Conformational changes are not routinely induced within crystals due to the limitation of motion imposed by the crystal network. However, since controlled heating had previously been shown to enhance in-vitro ribosomal activation, Yonath decided to take a chance at heating up the crystals despite concerns that this would cause their disintegration.
Next, the team introduced a messenger RNA analogue designed to trigger protein biosynthesis, which is essentially kept under lock and key. "The mRNA has to attach itself to a specific site in order to open the gate to protein production," explains Yonath. Once activated and bound it was time to record the 30S subunit "in the act" – a feat accomplished by flash freezing the crystals through sudden exposure to cryo-temperature (-185 Celsius).
Yonath’s findings are the result of almost twenty years of determined experimentation into largely uncharted territories.
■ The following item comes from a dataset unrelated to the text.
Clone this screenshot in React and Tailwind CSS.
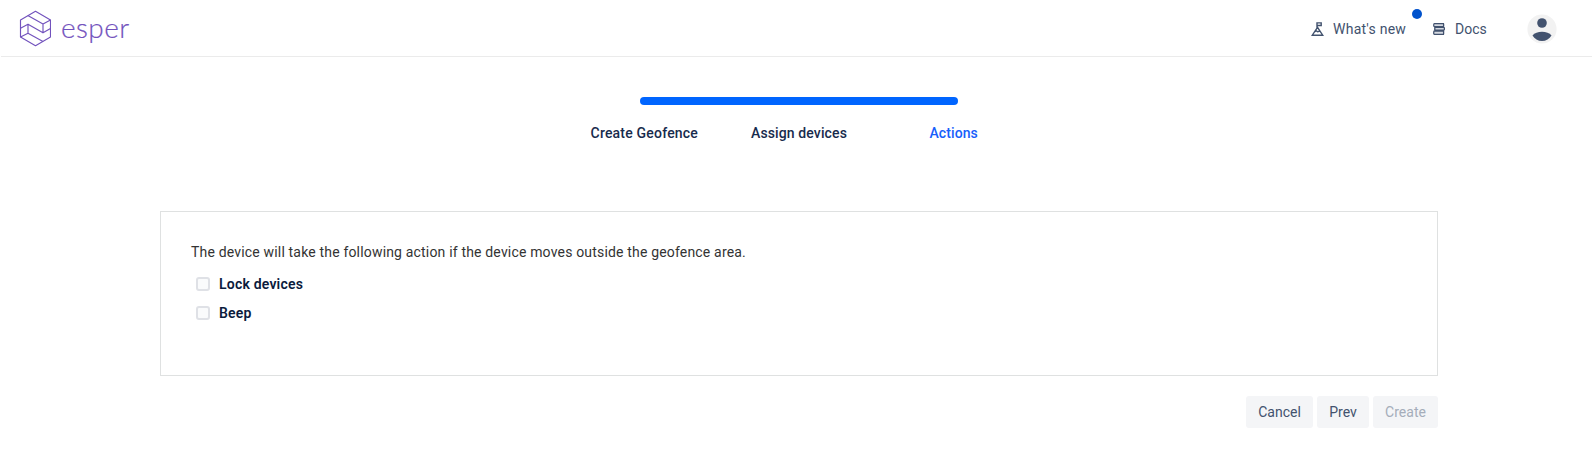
function Logo() {
  return (
    <div className="flex h-14 items-center text-[#7252bd]">
      <svg className="mt-[1px] h-[37px] w-8" viewBox="0 0 32 37" fill="none" stroke="currentColor" strokeWidth="1.15" strokeLinejoin="round">
        <path d="M16.5 1.3 31.5 10v17L16.5 35.7 1.5 27V10Z" />
        <path d="M8.8 5.500 24 14 31.500 10M24 14v8.800L31.500 18.600M24 22.800 9 14.200 1.500 18.200M9 14.200v9L1.500 27M9 23.200l15 8.300" />
      </svg>
      <span className="-mt-[2px] ml-[10px] font-[Lato] text-[28px] leading-7 font-light tracking-[0.4px] [-webkit-text-stroke:0.2px_currentColor]">esper</span>
    </div>
  );
}

function FlagIcon() {
  return (
    <svg className="h-[14px] w-[13px]" viewBox="0 0 13 14" fill="none" stroke="currentColor" strokeWidth="1.4">
      <path d="M6 5.800V.9h4.200v2.600H6M6.500 5.300 1.300 13.200h10.400L6.500 5.300ZM3.900 9.500l1.400-.7 1.300 1 2.400-.8" />
    </svg>
  );
}

function BooksIcon() {
  return (
    <svg className="h-3 w-3" viewBox="0 0 12 12" fill="#d5d9e0" stroke="currentColor" strokeWidth="1.3">
      <path d="M11 .7H1.400Q.7.7.7 2.200t.8 1.500H11M1.500 4.300h9.200q.7 0 .7 1.400t-.7 1.500H1.500M11 8H1.400Q.7 8 .7 9.700t.8 1.600H11" />
      <path d="M10.600.7v3M1.800 4.300v3M10.600 8v3.300" />
    </svg>
  );
}

function Avatar() {
  return (
    <svg className="h-[30px] w-[30px]" viewBox="0 0 30 30">
      <circle cx="15" cy="15" r="14.600" fill="#f2f2f2" />
      <g fill="#42526e">
        <circle cx="15" cy="9" r="4.800" />
        <path d="M5.500 21.500c2-2.500 5.500-3.700 9.500-3.700s7.500 1.200 9.500 3.700C22.500 25 19 27 15 27s-7.500-2-9.500-5.500Z" />
      </g>
    </svg>
  );
}

function Check({ children }) {
  return (
    <label className="flex h-[29px] items-center pl-[5px] text-sm font-semibold text-[#0b1b3d]">
      <span className="h-[14px] w-[14px] rounded-[3px] border-2 border-[#dfe1e6] bg-[#fafbfc]" />
      <span className="ml-[9px] whitespace-nowrap tracking-[0.2px]">{children}</span>
    </label>
  );
}

export default function App() {
  return (
    <div className="h-[464px] w-[1592px] overflow-hidden bg-white font-[Roboto,sans-serif] text-sm">
      <header className="ml-px flex h-[57px] justify-between border-b border-[#ebebeb] pl-[18px] text-[#42526e]">
        <Logo />
        <nav className="flex h-14 items-center pr-[35px] pt-[2px]">
          <FlagIcon />
          <span className="relative ml-[9px] w-[74px] whitespace-nowrap tracking-[0.25px]">
            What's new
            <span className="absolute -top-[10px] left-[79px] h-[10px] w-[10px] rounded-full bg-[#0052cc]" />
          </span>
          <span className="ml-[26px] flex items-center">
            <BooksIcon />
          </span>
          <span className="ml-[10px] w-[32px]">Docs</span>
          <span className="ml-[40px]">
            <Avatar />
          </span>
        </nav>
      </header>
      <main className="ml-[160px] w-[1278px]">
        <div className="flex flex-col items-center pt-10">
          <div className="h-2 w-[318px] rounded-[4px] bg-[#0065ff]" />
          <div className="mt-[18px] grid h-5 w-[464px] grid-cols-3 text-center font-medium leading-5 text-[#172b4d]">
            <span className="tracking-[0.2px]">Create Geofence</span>
            <span className="tracking-[0.12px]">Assign devices</span>
            <span className="tracking-[0.1px] text-[#1760fb]">Actions</span>
          </div>
        </div>
        <section className="mt-[68px] h-[165px] border border-[#dfe1e1] px-[30px] pt-[30px] text-[#333]">
          <p className="h-[27px] leading-5 tracking-[0.175px]">
            The device will take the following action if the device moves outside the geofence area.
          </p>
          <Check>Lock devices</Check>
          <Check>Beep</Check>
        </section>
        <div className="mt-5 flex justify-end gap-1 text-[#42526e]">
          <button className="h-8 w-[67px] rounded-[3px] bg-[#f4f5f7]">Cancel</button>
          <button className="h-8 w-[52px] rounded-[3px] bg-[#f4f5f7]">Prev</button>
          <button className="h-8 w-[65px] rounded-[3px] bg-[#f4f5f7] text-[#a5adba]">Create</button>
        </div>
      </main>
    </div>
  );
}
In the course of her pursuit she became the first scientist to successfully create ribosomal crystals that diffract to high resolution, around 3A.
Her quest for durable crystals also gave rise to two novel approaches: the use of ribosomal material from hardy bacterial strains isolated from the Dead Sea and cryo-cystallography. This method, which later became standard research procedure in structural biology, is based on exposing (previously formed) crystals to cryo-temperature during x-ray measurements in order to minimize their disintegration.
The achievements generated by YonathŒs team indicate that the road to near-atomic resolution of ribosomal structures is closer than ever before. Their approach and procedures have recently been repeated by a growing contingent of international researchers – all racing to elucidate the mystery of ribosomal functioning (Science, Vol. 285, p. 2084, 2095 and 2133;Nature, Vol. 400, p. 811, 833 und 841). According to Yonath, this understanding should pave the way to improved antibiotics, targeting bacterial agents at the ribosomal level. Additionally, the enhanced understanding of normal protein biosynthesis may one day improve the ability to fight the pathogenic, uncontrolled protein production characteristic of cancer cells.
Prof. Ada Yonath holds the Martin S. Kimmel Professorial Chair. This research was funded by the Max Planck Society, the US National Institute of Health, the German Federal Ministry for Education and Research and the Kimmelman Center for Macromolecular Assembly at the Weizmann Institute.
Max-Planck-Gesellschaft. December 1999.